The fast ferry left at night and arrived too late at night to spend the first night anywhere else but Iraklio. I was much more interested in pretty Chania which is two or three hours drive away and the less toured areas of the island, but Knossis Palace was also a must see and it was very near Iraklio. By taking the slow ferry, we would arrive in the morning with plenty of time to spend a few days in Chania  in one place and then catch Knossis when we had to come back to Iraklio to take our night ferry to Rhodes. Since several problems were solved at once, I was not upset at all to be packing in the middle of the night.

Iraklio was crazy and we met a very unhelpful person at the bus station who tried to trick us out of some of our money. (This was a woman who worked there who at first could not give us our money back). They wanted to charge us fifty seven euros for a two hour bus ride!  Most of the people in Greece are great, but perhaps some of them have had an overdose of summer visitors.

Just like the crazy taxi driver in Athens, I am finding that my camera and camcorder, are my best weapons for solving injustice. Thinking quickly, I pointed it at her and asked again about our money with the video on. Suddenly, with the camera on her, she transformed into instant sweetness and we now could get our money back.
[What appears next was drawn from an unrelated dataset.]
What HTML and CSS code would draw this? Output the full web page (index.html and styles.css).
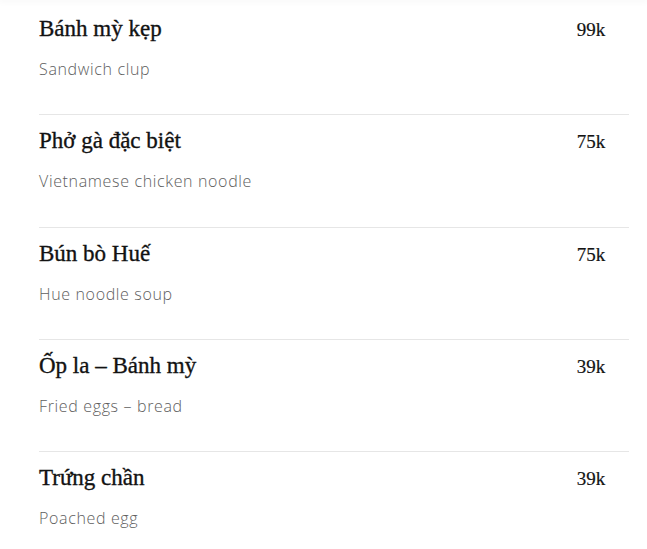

Later we met some fellow travelers in line for the bus (from Argentina) and they said it was the most expensive bus they have ever heard of .

Mozart caught up on a little sleep on the bus (since we had gotten her up before dawn to catch our ferry) as we enjoyed the beauty of the island. It got more lush and mountainous as we headed towards Chania (pronounced “Hahn Yah”). As soon as we got to the old town, I instantly understood why I had read so many raves about it. What an enchanting  spot and it reminded me more of a village in Provence than a typical Greek island town!